Hello, howzit and kissamee quick Saffa

When words like these come naturally and without translation.
south african slang
When food like this is standard fare.
When a primary coloured flag is the table cloth, beaded animals the props and there’s biltong in a bowl
Then you know that you’re home from home in your home. Even if its ten thousand miles and a continent away.
The South African community in Dubai is about fifty to a hundred thousand strong. Maybe more now as the only figures I can find date back five years – so just give or take a few tens of thousands.
However many, wherever people congregate, there is always someone saying something Soueffrican and it’s the English-ish language that connects long before the looks.

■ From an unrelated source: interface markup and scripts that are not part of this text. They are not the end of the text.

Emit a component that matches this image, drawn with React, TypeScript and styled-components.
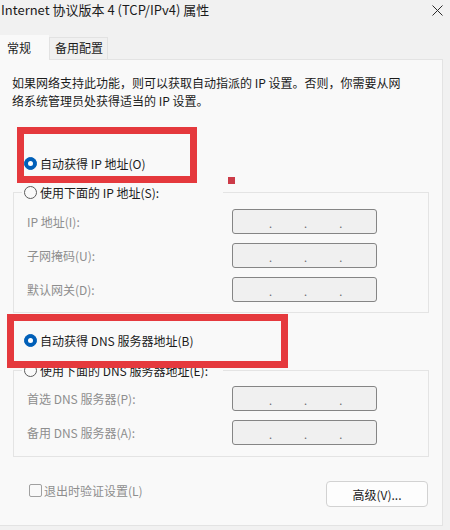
import React from "react";
import styled, { createGlobalStyle } from "styled-components";

const Global = createGlobalStyle`
  html, body { margin: 0; padding: 0; background: #f0f0f0; }
  body { font-family: "Noto Sans CJK SC", "Noto Sans", sans-serif; font-size: 12px; color: #1b1b1b; }
  * { box-sizing: border-box; }
`;

const Window = styled.div`
  width: 450px;
  height: 530px;
  background: #f1f1f1;
  overflow: hidden;
`;

const TitleBar = styled.div`
  height: 33px;
  display: flex;
  justify-content: space-between;
  align-items: flex-start;
  padding: 1px 7px 0 1px;
`;

const Title = styled.div`
  font-size: 13px;
  line-height: 18px;
  color: #1b1b1b;
  white-space: nowrap;
`;

const Close = styled.svg`
  margin-top: 4px;
  width: 11px;
  height: 11px;
`;

const TabRow = styled.div`
  display: flex;
  align-items: flex-end;
  height: 26px;
`;

const Tab = styled.div<{ $active?: boolean }>`
  position: relative;
  z-index: ${(p) => (p.$active ? 2 : 1)};
  height: ${(p) => (p.$active ? "25px" : "22px")};
  margin-bottom: ${(p) => (p.$active ? "-1px" : "0")};
  padding: ${(p) => (p.$active ? "3px 17px 0 6px" : "1px 4px 0 5px")};
  background: ${(p) => (p.$active ? "#f9f9f9" : "#f0f0f0")};
  border: 1px solid ${(p) => (p.$active ? "#f9f9f9" : "#e2e2e2")};
  border-bottom: none;
  font-size: 12px;
  line-height: 18px;
  color: #1b1b1b;
`;

const Panel = styled.div`
  position: relative;
  width: 443px;
  height: 467px;
  background: #f9f9f9;
  border-top: 1px solid #e3e3e3;
  border-right: 1px solid #e3e3e3;
  border-bottom: 1px solid #e3e3e3;
  padding: 0 13px 0 12px;
  display: flex;
  flex-direction: column;
`;

const Desc = styled.div`
  margin-top: 14px;
  font-size: 12px;
  line-height: 18px;
  color: #1b1b1b;
  span { display: block; white-space: nowrap; }
`;

const RadioRow = styled.label<{ $top: number }>`
  display: flex;
  align-items: center;
  gap: 3px;
  height: 18px;
  margin-top: ${(p) => p.$top}px;
  margin-left: 12px;
  font-size: 12px;
  color: #1b1b1b;
  white-space: nowrap;
`;

const Radio = styled.span<{ $checked?: boolean }>`
  width: 13px;
  height: 13px;
  border-radius: 50%;
  flex: none;
  background: ${(p) => (p.$checked ? "#005fb8" : "#fafafa")};
  border: 1px solid ${(p) => (p.$checked ? "#005fb8" : "#5c5c5c")};
  display: flex;
  align-items: center;
  justify-content: center;
  &::after {
    content: "";
    display: ${(p) => (p.$checked ? "block" : "none")};
    width: 5px;
    height: 5px;
    border-radius: 50%;
    background: #ffffff;
  }
`;

const Group = styled.fieldset<{ $top: number; $bottom: number }>`
  margin: ${(p) => p.$top}px 0 0 1px;
  padding: 0 0 ${(p) => p.$bottom}px 13px;
  border: 1px solid #e4e4e4;
  min-width: 0;
`;

const Legend = styled.legend`
  width: 201px;
  height: 18px;
  margin-left: -5px;
  padding: 0 0 0 2px;
  display: flex;
  align-items: center;
  gap: 3px;
  font-size: 12px;
  color: #1b1b1b;
  white-space: nowrap;
`;

const Rows = styled.div<{ $top: number }>`
  margin-top: ${(p) => p.$top}px;
  display: flex;
  flex-direction: column;
  gap: 9px;
`;

const FieldRow = styled.div`
  display: grid;
  grid-template-columns: 205px 145px;
  align-items: center;
  height: 25px;
`;

const FieldLabel = styled.span`
  color: #8e8e8e;
  font-size: 12px;
  white-space: nowrap;
`;

const IpBox = styled.div`
  height: 25px;
  background: #f0f0f0;
  border: 1px solid #858585;
  border-radius: 3px;
  display: flex;
  align-items: center;
  padding: 4px 0 0 36px;
  gap: 32px;
`;

const Dot = styled.span`
  color: #6a6a6a;
  font-size: 11px;
  line-height: 1;
`;

const Footer = styled.div`
  margin-top: 24px;
  display: flex;
  justify-content: space-between;
  align-items: flex-start;
  padding-left: 17px;
`;

const CheckLabel = styled.label`
  display: flex;
  align-items: center;
  gap: 2px;
  height: 18px;
  color: #8e8e8e;
  font-size: 12px;
  white-space: nowrap;
`;

const CheckBox = styled.span`
  width: 13px;
  height: 13px;
  border: 1px solid #a0a0a0;
  border-radius: 2px;
  background: #f9f9f9;
`;

const Button = styled.button`
  width: 102px;
  height: 26px;
  margin-right: 1px;
  background: #fdfdfd;
  border: 1px solid #d2d2d2;
  border-radius: 4px;
  font-family: "Noto Sans CJK SC", "Noto Sans", sans-serif;
  font-size: 12px;
  color: #1b1b1b;
  padding: 0;
`;

const Highlight = styled.div<{ $x: number; $y: number; $w: number; $h: number }>`
  position: absolute;
  left: ${(p) => p.$x}px;
  top: ${(p) => p.$y}px;
  width: ${(p) => p.$w}px;
  height: ${(p) => p.$h}px;
  border: 7px solid #e5393d;
  pointer-events: none;
`;

const Marker = styled.div`
  position: absolute;
  left: 228px;
  top: 117px;
  width: 7px;
  height: 7px;
  background: #cc3b48;
`;

const IpField = ({ label }: { label: string }) => (
  <FieldRow>
    <FieldLabel>{label}</FieldLabel>
    <IpBox>
      <Dot>.</Dot>
      <Dot>.</Dot>
      <Dot>.</Dot>
    </IpBox>
  </FieldRow>
);

export default function App() {
  return (
    <Window>
      <Global />
      <TitleBar>
        <Title>Internet 协议版本 4 (TCP/IPv4) 属性</Title>
        <Close viewBox="0 0 11 11">
          <path d="M0.5 0.5 L10.5 10.5 M10.5 0.5 L0.5 10.5" stroke="#2b2b2b" strokeWidth="1" fill="none" />
        </Close>
      </TitleBar>
      <TabRow>
        <Tab $active>常规</Tab>
        <Tab>备用配置</Tab>
      </TabRow>
      <Panel>
        <Desc>
          <span>如果网络支持此功能，则可以获取自动指派的 IP 设置。否则，你需要从网</span>
          <span>络系统管理员处获得适当的 IP 设置。</span>
        </Desc>
        <RadioRow $top={44}>
          <Radio $checked />
          自动获得 IP 地址(O)
        </RadioRow>
        <Group $top={11} $bottom={10}>
          <Legend>
            <Radio />
            使用下面的 IP 地址(S):
          </Legend>
          <Rows $top={8}>
            <IpField label="IP 地址(I):" />
            <IpField label="子网掩码(U):" />
            <IpField label="默认网关(D):" />
          </Rows>
        </Group>
        <RadioRow $top={18}>
          <Radio $checked />
          自动获得 DNS 服务器地址(B)
        </RadioRow>
        <Group $top={12} $bottom={11}>
          <Legend>
            <Radio />
            使用下面的 DNS 服务器地址(E):
          </Legend>
          <Rows $top={7}>
            <IpField label="首选 DNS 服务器(P):" />
            <IpField label="备用 DNS 服务器(A):" />
          </Rows>
        </Group>
        <Footer>
          <CheckLabel>
            <CheckBox />
            退出时验证设置(L)
          </CheckLabel>
          <Button>高级(V)...</Button>
        </Footer>
        <Highlight $x={17} $y={67} $w={180} $h={56} />
        <Highlight $x={7} $y={254} $w={281} $h={54} />
        <Marker />
      </Panel>
    </Window>
  );
}
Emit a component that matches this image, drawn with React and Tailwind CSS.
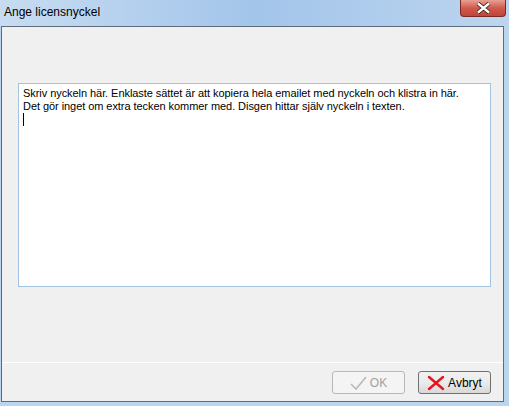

That and the fact that we kiss on the lips. Loudly and easily. As in a hello-how-are-you greeting. The direct, face to face, lips to lips, South African styled KISS!
Rowdy, robust and resilient – in the true sense of the word but it seems we’re one of the few countries that still partake in this heady custom, and even then it could be a dying practice. That’s if watching the youth of today is anything to go by as it seems they prefer the fist pushing, hand pumping and thumb locking greeting, as brothers in arms all done in a sassy sway and loud howzits. Like some ritualistic mating dance…and maybe it is.
According to credible sources kissing is a complex behaviour that requires significant muscular coordination involving a total of 34 facial muscles and 112 postural muscles. Its also right up there in your face and can leave you either nonchalantly and happily greeted or trying to discreetly turn your back to wipe away residual strings of spittle.
Maybe the latter is why many around the world have chosen to leave the lips and take on other forms of wordless greetings. Living in a country which hosts more than 200 different nationalities, the basic interaction of greeting can be confusing, if not highly awkward, sometimes bordering on licentiousness but mostly downright embarrassing.
The Americans are cool. They hug. Which takes on a life of its own from an A frame, front facing, butt-out posture with gentle tap on the back to a wholehearted embrace and a good few serious klaps* around the shoulders. Then there’s the moral hug…. heaven forbid that body and boobs touch at a time such as this. So it’s a sideways shuffle, one arm around the back and a halfway hip hustle, barely touching, all the while looking straight ahead and never, no, never making eye contact. Over and done in a second. Phew!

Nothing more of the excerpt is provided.